In recent years the Bank has returned to support large-scale hydro, which it financed to the tune of $449 million in 2005. Recent examples from Pakistan, India and China reveal a lack of public confidence in the Bank’s assertion that it has “learned from its mistakes”.
“Forging consensus”
The Bank announced that it will support the controversial 3600-megawatt Kalabagh dam in Pakistan, once President Musharraf has “achieved consensus”. The IMF has also approved the project’s feasibility. This forms part of a larger Bank-endorsed plan to build three dams by 2016 to develop agricultural and industrial growth, and generate inexpensive hydroelectric power as outlined in the recent report Country water resource assistance strategy: water economy running dry. There has been strong opposition to Kalabagh, including from the political parties of three provinces (North West Frontier Province [NWFP], Sindh and Balochistan). According to protestors at a protest rally in NWFP, Sindh province will lose out on the water supply from the Indus river, and areas of NWFP province will face submergence and regular waterlogging.
Quantifying benefits
Canadian NGO Probe International points out that the World Bank gave China’s second-largest hydro project, the Ertan dam, a satisfactory rating on the resettlement of 46,000 people despite serious lack of data. A 2005 report by the Bank’s Operations Evaluation Department (OED) (recently re-named IEG) stated “resettlement appears to have been successful”. However the same report said that it is “impossible to quantify the degree of progress [on resettlement at Ertan] or the extent of the income shortfall of those resettled” because no income data was collected from resettled households. The $2.2 billion dam, now in its eighth year of operation received more than $1 billion in loans and a decade of assistance, the biggest ever loan package extended by the Bank
this will neither help the climate nor deliver the affordable decentralised power systems
Indian northeast not for sale
Nearly 20 peoples’ organisations from India’s northeast demonstrated at a two-day consultative meeting on water resources in the region, held by the Bank and the ministry for development of the north-eastern region. Under the Civil Society Initiative Against International Financial Institutions (CSIIFI), the organisations opposed a plan proposing massive hydro developments and demanded that the Bank move out of the region.
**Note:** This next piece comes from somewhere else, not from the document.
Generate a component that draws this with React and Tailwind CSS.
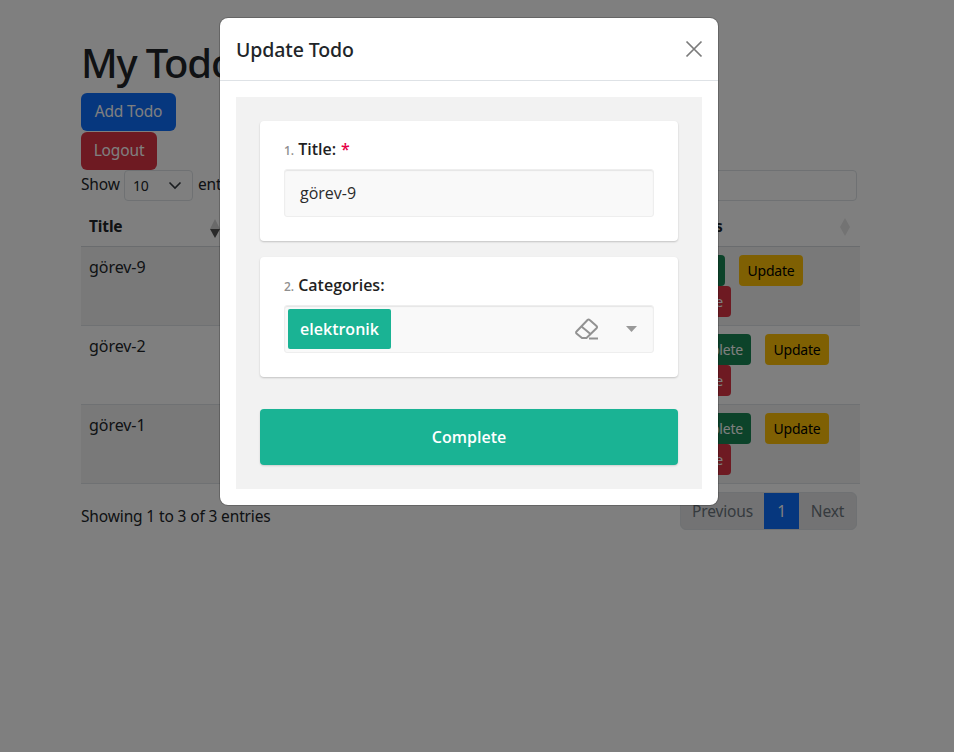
const ui = { fontFamily: '"Noto Sans", "Open Sans", sans-serif' };
const open = { fontFamily: '"Open Sans", "Noto Sans", sans-serif' };

function Btn({ c, children, className = "" }) {
  return <span className={`inline-block h-[31px] rounded-[4px] px-2 text-[14px] leading-[31px] tracking-[-0.2px] ${c} ${className}`}>{children}</span>;
}

function Row({ title, striped, first, complete }) {
  return (
    <div className={`relative flex h-[79px] border-b border-[#dee2e6] ${striped ? "bg-[#f2f2f2]" : "bg-white"}`}>
      <div className="w-[585px] pl-2 pt-[8px] text-[16px] leading-6 tracking-[-0.06px]">{title}</div>
      <div className="pt-[8px] pl-0 flex-1">
        <div className={`flex ${first ? "w-[150px]" : "w-[170px]"} flex-wrap gap-y-0`}>
          <Btn c="bg-[#198754] text-white" className={`${first ? "w-[59px]" : "w-[85px]"} text-right`}>{complete}</Btn>
          <Btn c="bg-[#ffc107] text-black" className="ml-[14px] w-[64px] text-center">Update</Btn>
          <Btn c="bg-[#dc3545] text-white" className="w-[65px] text-right">Delete</Btn>
        </div>
      </div>
    </div>
  );
}

function Eraser() {
  return (
    <svg width="24" height="22" viewBox="0 0 24 22" fill="none" stroke="#929292" strokeWidth="2">
      <path d="M1.5 13.5 L12.5 2 a1.6 1.6 0 0 1 2.2 0 L21.5 8 a1.6 1.6 0 0 1 0 2.2 L11.5 20 L7 20 L1.5 15.5 a1.4 1.4 0 0 1 0-2 Z" />
      <path d="M6.5 8.5 L15.5 16" />
      <path d="M14 20.5 H23" />
    </svg>
  );
}

export default function App() {
  return (
    <div className="relative h-[752px] w-[954px] overflow-hidden bg-white text-[15.5px] tracking-[-0.14px] text-[#212529]" style={ui}>
      <div className="ml-[81px] w-[776px] pt-[40px]">
        <h1 className="h-[53px] text-[40px] font-medium leading-[46px] tracking-[-1.2px]">My Todo List</h1>
        <div className="flex flex-col items-start gap-px">
          <span className="flex h-[38px] w-[95px] items-center justify-center rounded-[6px] bg-[#0d6efd] text-white">Add Todo</span>
          <span className="flex h-[38px] w-[76px] items-center justify-center rounded-[6px] bg-[#dc3545] text-white">Logout</span>
        </div>
        <div className="flex h-[30px] items-center justify-between">
          <div className="flex items-center gap-[5px]">
            <span className="w-[38px]">Show</span>
            <span className="flex h-[31px] w-[69px] items-center justify-between rounded-[4px] border border-[#dee2e6] pl-2 pr-[10px] text-[14px]">
              10
              <svg width="14" height="10" viewBox="0 0 14 10" fill="none" stroke="#343a40" strokeWidth="1.6"><path d="M1.5 2.5 L7 8 L12.5 2.5" /></svg>
            </span>
            <span>entries</span>
          </div>
          <span className="h-[31px] w-[200px] rounded-[4px] border border-[#dee2e6]" />
        </div>
        <div className="mt-[7px] w-[779px]">
          <div className="flex h-[40px] items-center border-b border-[#d5d8dc] font-bold">
            <span className="w-[128px] pl-2">Title</span>
            <svg width="12" height="22" viewBox="0 0 12 22" className="mt-[4px]"><path d="M6 1 L11 11 H1 Z" fill="#d4d4d4" /><path d="M6 20 L11 11 H1 Z" fill="#555" /></svg>
            <span className="ml-[445px] w-[184px]">Actions</span>
            <svg width="12" height="20" viewBox="0 0 12 20" className="ml-[-11px]"><path d="M6 1 L11 10 L6 19 L1 10 Z" fill="#e6e6e6" /></svg>
          </div>
          <Row title="görev-9" striped first complete="Undo" />
          <Row title="görev-2" complete="Complete" />
          <Row title="görev-1" striped complete="Complete" />
        </div>
        <div className="mt-[8px] flex h-[38px] items-center justify-between">
          <span className="pt-[11px]">Showing 1 to 3 of 3 entries</span>
          <div className="flex h-[38px] overflow-hidden rounded-[6px] border border-[#dee2e6] bg-[#e6e7e8]">
            <span className="flex w-[83px] items-center justify-center pt-px text-[#6c757d]">Previous</span>
            <span className="flex w-[35px] items-center justify-center bg-[#0d6efd] pt-px text-white">1</span>
            <span className="flex w-[57px] items-center justify-center pt-px text-[#6c757d]">Next</span>
          </div>
        </div>
      </div>

      <div className="absolute inset-0 bg-black/50" />

      <div className="absolute left-[219px] top-[17px] w-[500px] rounded-[9px] border border-black/20 bg-white bg-clip-padding">
        <div className="flex h-[63px] items-center justify-between border-b border-[#dee2e6] pl-[16px] pr-[15px]">
          <span className="pt-px text-[19.5px] font-medium tracking-[-0.1px] text-[#212529]" style={ui}>Update Todo</span>
          <svg width="18" height="18" viewBox="0 0 18 18" stroke="#7b7b7b" strokeWidth="1.7"><path d="M1.5 1.5 L16.5 16.5 M16.5 1.5 L1.5 16.5" /></svg>
        </div>
        <div className="p-[16px]">
          <div className="flex flex-col gap-4 bg-[#f2f2f2] px-6 py-6 tracking-normal" style={open}>
            <div className="h-[120px] rounded-[4px] bg-white px-6 pt-[16px] shadow-[0_1px_2px_rgba(0,0,0,0.2)]">
              <div className="flex h-[24px] items-baseline">
                <span className="mr-[4px] text-[12px] font-semibold text-[#8f8f8f]">1.</span>
                <span className="text-[16px] font-semibold text-[#1f1f1f]">Title:</span>
                <span className="ml-[5px] text-[16px] font-semibold text-[#e60045]">*</span>
              </div>
              <div className="mt-[8px] flex h-[48px] items-center rounded-[3px] border border-[#eeeeee] bg-[#f9f9f9] pl-[15px] text-[16px] text-[#2b2b2b] shadow-[inset_0_1px_1px_rgba(0,0,0,0.08)]">görev-9</div>
            </div>
            <div className="h-[120px] rounded-[4px] bg-white px-6 pt-[16px] shadow-[0_1px_2px_rgba(0,0,0,0.2)]">
              <div className="flex h-[24px] items-baseline">
                <span className="mr-[4px] text-[12px] font-semibold text-[#8f8f8f]">2.</span>
                <span className="text-[16px] font-semibold text-[#1f1f1f]">Categories:</span>
              </div>
              <div className="mt-[8px] flex h-[48px] items-center rounded-[3px] border border-[#eeeeee] bg-[#f9f9f9] pl-[3px] pr-[16px] shadow-[inset_0_1px_1px_rgba(0,0,0,0.08)]">
                <span className="flex h-[40px] w-[103px] items-center justify-center rounded-[2px] bg-[#1ab394] text-[16px] font-semibold text-white">elektronik</span>
                <span className="ml-auto"><Eraser /></span>
                <svg width="11" height="6" viewBox="0 0 11 6" className="ml-[27px]"><path d="M0 0 H11 L5.5 6 Z" fill="#999" /></svg>
              </div>
            </div>
            <div className="mt-4 flex h-[56px] items-center justify-center rounded-[4px] bg-[#1ab394] text-[16px] font-semibold text-white shadow-[0_1px_2px_rgba(0,0,0,0.15)]">Complete</div>
          </div>
        </div>
      </div>
    </div>
  );
}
The plan, which proposes the construction of 116 dams, is alleged to give no consideration to the traditional rights of local and indigenous people over their land and failed to consult civil society groups. In October 2005 the then senior water advisor for South Asia, John Briscoe announced the Bank’s decision to “increase water lending to India from $200 million a year to about $1 billion a year for the next four years”. Details are contained in the draft report India’s water economy: bracing for a turbulent future. The report has been heavily criticised both within India and internationally. Himanshu Thakkar, coordinator of the South Asia Network on Dams, Rivers & People, said “the Bank’s advocacy is not informed by a credible review of the state or performance of India’s water storage facilities”.
Large hydro solves climate change?
During the climate summit in Montreal, the Bank rebuffed criticism that it has failed to “take a leadership role in creating a new framework for clean energy and development”, as agreed at the G8 summit by claiming that it had more than doubled its investment in renewable energy and energy efficiency (RE & EE) over the past year. It then contradicted itself in a report in December 2005 which reveals that 60 per cent of its supposed support RE & EE is in fact for large hydro projects. Patrick McCully of NGO International Rivers Network concluded: “Instead of pushing the much needed rapid scale-up of investment in new sustainable energy technologies, the World Bank is returning to its bad old ways of pushing big dams. This will neither help the climate nor deliver the affordable decentralised power systems needed to reach the 1.6 billion people without electricity.”